Bulletproof lessons from Taiwan

The bullet train from Mumbai to Ahmedabad will be slower than the 2007 Shinkansen in Taiwan. And the bad news is not just confined to speed
amit bandre
amit bandre

A few weeks ago I quickly descended four levels at the main railway station in Taipei, capital of Taiwan, to board a bullet train based on the Japanese Shinkansen technology. Daniel Hu, the young Taiwanese diplomat escorting a group of Asian journalists, noticed my enthusiasm; I was visibly excited because the bullet train planned to connect Mumbai with Ahmedabad from 2022 will use the same technology. Taiwan, in fact, is the first country outside Japan to have a Shinkansen bullet train—officially known as the Taiwan High Speed Rail. India will be the second. The THSR became operational in the wealthy island nation in 2007. 

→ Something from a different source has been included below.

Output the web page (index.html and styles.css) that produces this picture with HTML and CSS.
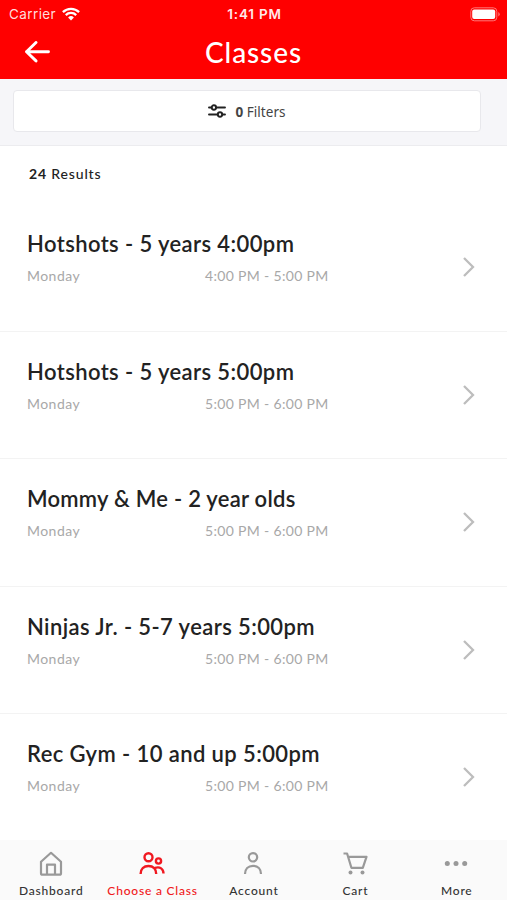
FILE: index.html
```html
<!DOCTYPE html>
<html lang="en">
<head>
<meta charset="utf-8">
<title>Classes</title>
<link rel="stylesheet" href="styles.css">
</head>
<body>
<div class="app">
  <header class="header">
    <div class="status">
      <div class="carrier"><span class="carrier-name">Carrier</span>
        <svg class="wifi" width="18" height="14" viewBox="0 0 18 14" fill="none" stroke="#fff" stroke-width="2.3"><path d="M.9 5.1a11.6 11.6 0 0 1 16.2 0M3.8 8.1a7.4 7.4 0 0 1 10.4 0"/><path d="M9 13.4 6.1 10.5a4.1 4.1 0 0 1 5.8 0z" fill="#fff" stroke="none"/></svg>
      </div>
      <div class="time">1:41 PM</div>
      <svg class="battery" width="30" height="15" viewBox="0 0 30 15"><rect x=".8" y=".8" width="26" height="13" rx="3.5" fill="none" stroke="#ff7777"/><rect x="2.2" y="2.6" width="23" height="9.4" rx="2" fill="#fff"/><path d="M28.3 5v4.6q1.4-.8 1.4-2.3T28.3 5z" fill="#ff7777"/></svg>
    </div>
    <div class="title-bar">
      <svg class="back" width="26" height="22" viewBox="0 0 26 22" fill="none" stroke="#fff" stroke-width="2.9" stroke-linecap="round" stroke-linejoin="round"><path d="M24.500 10.700H2.500M12 1.500 2.500 10.700l9.500 9.200"/></svg>
      <h1 class="title">Classes</h1>
    </div>
  </header>
  <div class="filter-bar">
    <button class="filter">
      <svg width="18" height="14" viewBox="0 0 18 14" fill="none" stroke="#222" stroke-width="1.9" stroke-linecap="round"><path d="M1 3.500h2.600M8.200 3.500H17M1 10.500h8.600M14.400 10.500H17"/><circle cx="5.900" cy="3.500" r="2.200"/><circle cx="12" cy="10.500" r="2.200"/></svg>
      <span class="filter-text"><b>0</b> Filters</span>
    </button>
  </div>
  <main class="list">
    <p class="results"><b>24</b> Results</p>
    <article class="row"><div><h2 class="name">Hotshots - 5 years 4:00pm</h2><div class="meta"><span class="day">Monday</span><span class="hours">4:00 PM - 5:00 PM</span></div></div><svg class="chevron" width="14" height="22" viewBox="0 0 14 22"><path d="m2 2 9 9-9 9"/></svg></article>
    <article class="row"><div><h2 class="name">Hotshots - 5 years 5:00pm</h2><div class="meta"><span class="day">Monday</span><span class="hours">5:00 PM - 6:00 PM</span></div></div><svg class="chevron" width="14" height="22" viewBox="0 0 14 22"><path d="m2 2 9 9-9 9"/></svg></article>
    <article class="row"><div><h2 class="name words">Mommy &amp; Me - 2 year olds</h2><div class="meta"><span class="day">Monday</span><span class="hours">5:00 PM - 6:00 PM</span></div></div><svg class="chevron" width="14" height="22" viewBox="0 0 14 22"><path d="m2 2 9 9-9 9"/></svg></article>
    <article class="row"><div><h2 class="name">Ninjas Jr. - 5-7 years 5:00pm</h2><div class="meta"><span class="day">Monday</span><span class="hours">5:00 PM - 6:00 PM</span></div></div><svg class="chevron" width="14" height="22" viewBox="0 0 14 22"><path d="m2 2 9 9-9 9"/></svg></article>
    <article class="row"><div><h2 class="name">Rec Gym - 10 and up 5:00pm</h2><div class="meta"><span class="day">Monday</span><span class="hours">5:00 PM - 6:00 PM</span></div></div><svg class="chevron" width="14" height="22" viewBox="0 0 14 22"><path d="m2 2 9 9-9 9"/></svg></article>
  </main>
  <nav class="tabs">
    <a class="tab"><svg width="28" height="28" viewBox="0 0 28 28"><path d="M4 11.700 14 2.800l10 8.900v11.500q0 1.500-1.500 1.500h-17Q4 24.700 4 23.200zM10 24.700V14.700h8v10"/></svg><span>Dashboard</span></a>
    <a class="tab active"><svg width="28" height="28" viewBox="0 0 28 28"><circle cx="10.500" cy="7.300" r="4"/><circle cx="20.500" cy="11" r="2.600"/><path d="M2.600 24c0-5 3.200-8 7.900-8s7.700 3 7.700 8M17 17.900c5-1.800 8.500 1.200 8.500 5.500"/></svg><span>Choose a Class</span></a>
    <a class="tab"><svg width="28" height="28" viewBox="0 0 28 28"><circle cx="14" cy="7.300" r="4.200"/><path d="M6 24c0-5 3.200-8.200 8-8.200s8 3.200 8 8.200"/></svg><span>Account</span></a>
    <a class="tab"><svg width="28" height="28" viewBox="0 0 28 28"><path d="M2.500 3.500h3.600l4.300 14.300h11.400l3.700-11H7.200"/><g class="dots"><circle cx="9.500" cy="22.500" r="2"/><circle cx="21.500" cy="22.500" r="2"/></g></svg><span>Cart</span></a>
    <a class="tab"><svg width="28" height="28" viewBox="0 0 28 28"><g class="dots"><circle cx="5.300" cy="13.500" r="2.500"/><circle cx="14" cy="13.500" r="2.500"/><circle cx="22.700" cy="13.500" r="2.500"/></g></svg><span>More</span></a>
  </nav>
</div>
</body>
</html>
```
FILE: styles.css
```css
* { box-sizing: border-box; }
body { margin: 0; background: #fff; font-family: Lato, "Open Sans", sans-serif; color: #222; }
h1, h2, p { margin: 0; }
svg { display: block; flex: none; }
.app { width: 507px; height: 900px; display: flex; flex-direction: column; overflow: hidden; }
.header { flex: none; height: 79px; background: #f00; color: #fff; }
.status { height: 27px; padding: 0 7px 0 9px; display: grid; grid-template-columns: 1fr auto 1fr; align-items: center; font-family: Inter, sans-serif; font-size: 13.5px; line-height: 28px; }
.carrier { display: flex; gap: 6px; align-items: center; }
.carrier-name { color: #ffdcdc; letter-spacing: .4px; }
.time { font-weight: 600; font-size: 13.5px; color: #ffe9e9; letter-spacing: .8px; }
.battery { justify-self: end; }
.title-bar { height: 50px; display: grid; grid-template-columns: 1fr auto 1fr; align-items: center; padding: 0 24px; }
.title { grid-column: 2; font-size: 28px; font-weight: 500; line-height: 50px; letter-spacing: .9px; }
.filter-bar { flex: none; height: 67px; padding: 11px 26px 13px 13px; background: #f6f6f9; border-bottom: 1px solid #ececef; }
.filter { width: 100%; height: 42px; padding: 0; border: 1px solid #e8e8ec; border-radius: 4px; background: #fff; display: flex; align-items: center; justify-content: center; gap: 9px; font-family: "Noto Sans", sans-serif; font-size: 13.5px; color: #444; }
.filter-text { letter-spacing: .05px; padding-top: 1px; }
.list { flex: 1; min-height: 0; overflow: hidden; }
.results { height: 58px; padding: 0 29px; line-height: 56px; font-size: 14px; font-weight: 500; letter-spacing: .85px; }
.results b { font-weight: 700; }
.row { height: 127.5px; border-bottom: 1px solid #f3f3f3; padding: 24px 31px 0 27px; display: flex; justify-content: space-between; }
.name { font-size: 22px; line-height: 32px; font-weight: 600; white-space: nowrap; letter-spacing: .4px; }
.words { letter-spacing: .25px; }
.meta { display: grid; grid-template-columns: 178px auto; font-size: 14px; line-height: 20px; margin-top: 6px; color: #a8a8a8; white-space: nowrap; justify-content: start; }
.day { letter-spacing: .45px; }
.hours { letter-spacing: .33px; }
.chevron { margin-top: 28px; fill: none; stroke: #bdbdbd; stroke-width: 2.3; }
.tabs { flex: none; height: 60px; background: #fafafa; display: grid; grid-template-columns: repeat(5, 101.4px); }
.tab { display: flex; flex-direction: column; align-items: center; padding-top: 10px; font-size: 12px; font-weight: 500; line-height: 18px; letter-spacing: .8px; color: #333; white-space: nowrap; }
.tab svg { fill: none; stroke: #999; stroke-width: 2.2; stroke-linejoin: round; margin-bottom: 4px; }
.tab span { padding-left: 1px; }
.tab .dots { fill: #999; stroke: none; }
.tab.active { color: #f01820; }
.active svg { stroke: #f01820; stroke-width: 2.4; }
```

First things first: Our destination, Taichung, was 180 km away and we covered that distance in 50 minutes flat. The bullet train’s full 350 km long journey from Taipei to Kauhsiung—Taiwan’s second largest city and industrial powerhouse —takes as little as 90 minutes at an average speed of 233 km per hour. In comparison, the Mumbai-Ahmedabad bullet train will be sluggish: it will take three hours to cover 508 km at roughly 170 km per hour. 

Countrymen, I am really sorry to dishearten you all. You can imagine my state when I realised that the bullet train that will run in India after five years will be much slower than its 2007 edition I was travelling in as a guest of Taiwan’s Ministry of Foreign Affairs. The bad news, unfortunately, is not just confined to the train’s speed.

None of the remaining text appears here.